### Prompt
Output the first line of the listing and each line after it, up to and including the line that contains "const cols = ['A', 'B', 'C', 'D', 'E', 'F', 'G'];", exactly as written, minus the pictures.
— begin —
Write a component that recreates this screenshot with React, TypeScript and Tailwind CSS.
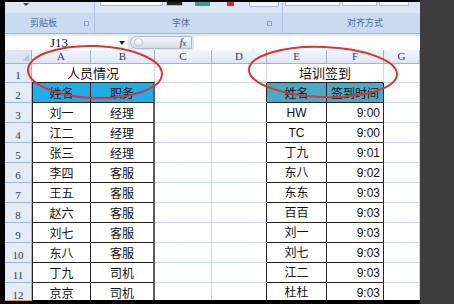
const leftRows = [
  ['刘一', '经理'],
  ['江二', '经理'],
  ['张三', '经理'],
  ['李四', '客服'],
  ['王五', '客服'],
  ['赵六', '客服'],
  ['刘七', '客服'],
  ['东八', '客服'],
  ['丁九', '司机'],
  ['京京', '司机'],
];

const rightRows = [
  ['HW', '9:00'],
  ['TC', '9:00'],
  ['丁九', '9:01'],
  ['东八', '9:02'],
  ['东东', '9:03'],
  ['百百', '9:03'],
  ['刘一', '9:03'],
  ['刘七', '9:03'],
  ['江二', '9:03'],
  ['杜杜', '9:03'],
];

const cols = ['A', 'B', 'C', 'D', 'E', 'F', 'G'];

const cjk = "font-['Noto_Sans_CJK_SC','Noto_Sans',sans-serif]";
const serif = "font-['Liberation_Serif','DejaVu_Serif',serif]";

function RowHead({ n }: { n: number }) {
  return (
    <div className="flex items-end justify-center border-r border-b border-[#9EB6CE] bg-[#E4ECF7] pb-0 text-[11px] leading-[13px] text-[#2b3f5f] font-['Liberation_Serif',serif]">
      {n}
    </div>
  );
}

function Ribbon() {
  return (
    <div className="flex h-[31px] bg-[#DAE6F4]">
      {/* 剪贴板 */}
      <div className="flex w-[90px] flex-col border-r border-r-[#AFC6E2]">
        <div className="flex h-[11px] items-start pl-[18px]">
          <div className="mt-[1px] h-0 w-0 border-x-[3px] border-t-[3px] border-x-transparent border-t-[#444]" />
        </div>
        <div className="flex h-[20px] items-center bg-[#C9DBF0]">
          <span className={`ml-[25px] text-[9px] text-[#4C6D9C] ${cjk}`}>剪贴板</span>
          <div className="ml-[27px] h-[5px] w-[5px] border border-[#8CA6C8]" />
        </div>
      </div>
      {/* 字体 */}
      <div className="flex w-[188px] flex-col border-r border-r-[#AFC6E2]">
        <div className="flex h-[11px] items-start gap-[3px] pl-[5px]">
          <div className="h-[4px] w-[63px] border border-t-0 border-[#A8BCD6] bg-white" />
          <div className="h-[4px] w-[17px] border border-t-0 border-[#A8BCD6] bg-[#222]" />
          <div className="ml-[9px] h-[4px] w-[15px] bg-[#3b9a9a]" />
          <div className="ml-[14px] h-[4px] w-[7px] bg-[#e02020]" />
          <div className="ml-[12px] h-[5px] w-[30px] border border-t-0 border-[#A8BCD6] bg-[#F2F6FB]" />
        </div>
        <div className="flex h-[20px] items-center bg-[#C9DBF0]">
          <span className={`ml-[77px] text-[9px] text-[#4C6D9C] ${cjk}`}>字体</span>
          <div className="ml-[77px] h-[5px] w-[5px] border border-[#8CA6C8]" />
        </div>
      </div>
      {/* 对齐方式 */}
      <div className="flex flex-1 flex-col">
        <div className="flex h-[11px] items-start gap-[2px] pl-[2px]">
          <div className="h-[4px] w-[55px] border border-t-0 border-[#A8BCD6] bg-[#F4F7FB]" />
          <div className="h-[4px] w-[35px] border border-t-0 border-[#A8BCD6] bg-[#F4F7FB]" />
          <div className="h-[4px] w-[30px] border border-t-0 border-[#A8BCD6] bg-[#F4F7FB]" />
        </div>
        <div className="flex h-[20px] items-center bg-[#C9DBF0]">
          <span className={`ml-[64px] text-[9px] text-[#4C6D9C] ${cjk}`}>对齐方式</span>
        </div>
      </div>
    </div>
  );
}

function FormulaBar() {
  return (
    <div className="flex h-[15px] items-center bg-[#DCE7F5]">
      <div className="flex h-[14px] w-[123px] items-center bg-white">
        <span className={`ml-[45px] text-[13px] leading-none text-[#111] ${serif}`}>J13</span>
        <div className="ml-auto mr-[3px] h-0 w-0 border-x-[3px] border-t-[4px] border-x-transparent border-t-[#222]" />
      </div>
      <div className="ml-[2px] flex h-[13px] w-[62px] items-center rounded-l-full border border-[#A9BCD5] bg-gradient-to-b from-[#F5F7FA] to-[#D3DBE6]">
        <div className="ml-[3px] h-[9px] w-[9px] rounded-full border border-[#C0CAD8] bg-gradient-to-b from-white to-[#D9E0EA]" />
        <span className="ml-auto mr-[5px] text-[10px] italic leading-none text-[#333] font-['Liberation_Serif',serif]">
          f<span className="text-[8px]">x</span>
        </span>
      </div>
      <div className="ml-[2px] h-[14px] flex-1 bg-white" />
    </div>
  );
}

function Sheet() {
  return (
    <div className="grid h-[250px] grid-cols-[27px_59px_64px_57px_55px_60px_57px_36px] grid-rows-[14px_19px_repeat(11,20px)] overflow-hidden bg-white">
      {/* column headers */}
      <div className="relative border-r border-b border-[#9EB6CE] bg-[#DCE6F3]">
        <div className="absolute right-[2px] bottom-[2px] h-0 w-0 border-b-[7px] border-l-[7px] border-b-[#B4C6DD] border-l-transparent" />
      </div>
      {cols.map((c) => (
        <div
          key={c}
          className={`flex items-center justify-center border-r border-b border-[#9EB6CE] bg-gradient-to-b from-[#F3F7FC] to-[#DDE7F4] text-[11px] leading-none text-[#2b3f5f] ${serif}`}
        >
          {c}
        </div>
      ))}

      {/* row 1 */}
      <RowHead n={1} />
      <div className={`col-span-2 flex items-center justify-center border-r border-b border-r-[#D0D7E5] border-b-[#222] text-[13px] text-[#111] ${cjk}`}>
        人员情况
      </div>
      <div className="border-r border-b border-[#D0D7E5]" />
      <div className="border-r border-b border-[#D0D7E5]" />
      <div className={`col-span-2 flex items-center justify-center border-r border-b border-r-[#D0D7E5] border-b-[#222] text-[13px] text-[#111] ${cjk}`}>
        培训签到
      </div>
      <div className="border-r border-b border-[#D0D7E5]" />

      {/* row 2 */}
      <RowHead n={2} />
      <div className={`flex items-center justify-center border-r border-b border-l border-[#222] bg-[#1DADE8] text-[12px] text-[#111] ${cjk}`}>
        姓名
      </div>
      <div className={`flex items-center justify-center border-r-2 border-b border-r-[#5e5e5e] border-b-[#222] bg-[#1DADE8] text-[12px] text-[#111] ${cjk}`}>
        职务
      </div>
      <div className="border-r border-b border-[#D0D7E5]" />
      <div className="border-r border-b border-r-[#222] border-b-[#D0D7E5]" />
      <div className={`flex items-center justify-center border-r border-b border-[#222] bg-[#4AAAC6] text-[12px] text-[#111] ${cjk}`}>
        姓名
      </div>
      <div className={`flex items-center justify-center border-r border-b border-[#222] bg-[#4AAAC6] text-[12px] text-[#111] ${cjk}`}>
        签到时间
      </div>
      <div className="border-r border-b border-[#D0D7E5]" />

      {/* rows 3-12 */}
      {leftRows.map((l, i) => (
        <div key={i} className="contents">
          <RowHead n={i + 3} />
          <div className={`flex items-center justify-center border-r border-b border-l border-[#222] text-[12px] text-[#111] ${cjk}`}>
            {l[0]}
          </div>
          <div className={`flex items-center justify-center border-r-2 border-b border-r-[#5e5e5e] border-b-[#222] text-[12px] text-[#111] ${cjk}`}>
            {l[1]}
          </div>
          <div className="border-r border-b border-[#D0D7E5]" />
          <div className="border-r border-b border-r-[#222] border-b-[#D0D7E5]" />
          <div className={`flex items-center justify-center border-r border-b border-[#222] text-[12px] text-[#111] font-['Liberation_Sans','Noto_Sans_CJK_SC',sans-serif]`}>
            {rightRows[i][0]}
          </div>
          <div className="flex items-center justify-end border-r border-b border-[#222] pr-[3px] text-[12px] text-[#111] font-['Liberation_Sans',sans-serif]">
            {rightRows[i][1]}
          </div>
          <div className="border-r border-b border-[#D0D7E5]" />
        </div>
      ))}
    </div>
  );
}

export default function App() {
  return (
    <div className="relative flex h-[304px] w-[454px] overflow-hidden bg-black">
      <div className="w-[5px] bg-black" />
      <div className="flex w-[415px] flex-col">
        <div className="h-[2px] bg-black" />
        <Ribbon />
        <div className="h-[1px] bg-[#9DB6D8]" />
        <div className="h-[1px] bg-[#E6EEF8]" />
        <FormulaBar />
        <Sheet />
        <div className="flex h-[4px] bg-black">
          <div className="h-[1px] w-[27px] bg-[#E59A3A]" />
        </div>
      </div>
      <div className="w-[34px] bg-[#3d3d3d]" />

      {/* red hand-drawn marks */}
      <svg className="pointer-events-none absolute inset-0" width="454" height="304" viewBox="0 0 454 304">
        <ellipse cx="95" cy="72" rx="67" ry="26" fill="none" stroke="#E0322E" strokeWidth="2" transform="rotate(2 95 72)" />
        <ellipse cx="323" cy="72" rx="74" ry="25" fill="none" stroke="#E0322E" strokeWidth="2" transform="rotate(2 323 72)" />
      </svg>
    </div>
  );
}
— end —
### Response to this task
Write a component that recreates this screenshot with React, TypeScript and Tailwind CSS.
const leftRows = [
  ['刘一', '经理'],
  ['江二', '经理'],
  ['张三', '经理'],
  ['李四', '客服'],
  ['王五', '客服'],
  ['赵六', '客服'],
  ['刘七', '客服'],
  ['东八', '客服'],
  ['丁九', '司机'],
  ['京京', '司机'],
];

const rightRows = [
  ['HW', '9:00'],
  ['TC', '9:00'],
  ['丁九', '9:01'],
  ['东八', '9:02'],
  ['东东', '9:03'],
  ['百百', '9:03'],
  ['刘一', '9:03'],
  ['刘七', '9:03'],
  ['江二', '9:03'],
  ['杜杜', '9:03'],
];

const cols = ['A', 'B', 'C', 'D', 'E', 'F', 'G'];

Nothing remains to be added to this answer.